By constructing Darwin, specifically during his time at Edinburgh, Rebecca Stott presents a way of experiencing the philosopher’s influences through his own eyes. We can understand why he constructed his own theory by seeing and experiencing what he did. By deconstructing him, Peter Bowler provides a bird’s eye view of Darwin’s life, placing him in context from an outsider’s perspective. We can understand how, in the context of his time, he came to produce a work like The Origin. Both authors focus on what makes Charles Darwin, and both approaches demystify the man, making him once again human. They attack the assumption, so often inherent in less sophisticated studies of Darwin’s life, that he transcended his time to propose a theory so revolutionary it put him on a pedestal for eternity. Like Newton, he too stood on the shoulders of giants, and like all human beings he was influenced by the culture and scientific environment of his time.
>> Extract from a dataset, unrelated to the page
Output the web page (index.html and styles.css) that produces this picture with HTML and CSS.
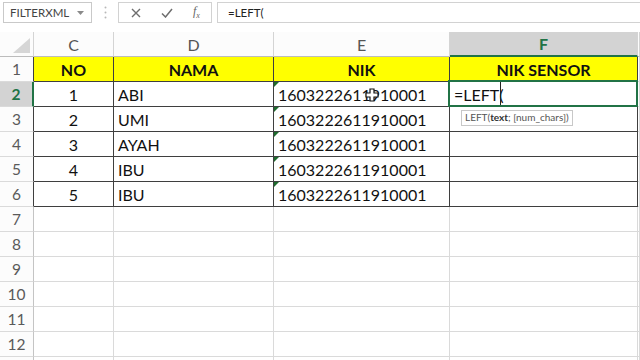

This idea, Darwin constructed, brings to light an important point in the history of scientific theory, especially as far as apropos methodology is concerned — the men and women who created these theories were themselves created, and we should never forget that they instill their humanity into their formulations.
[1] David Lebrun, Proteus: A Nineteenth Century Vision, film, directed by David Lebrun (2004; Night Fire Films, 2004).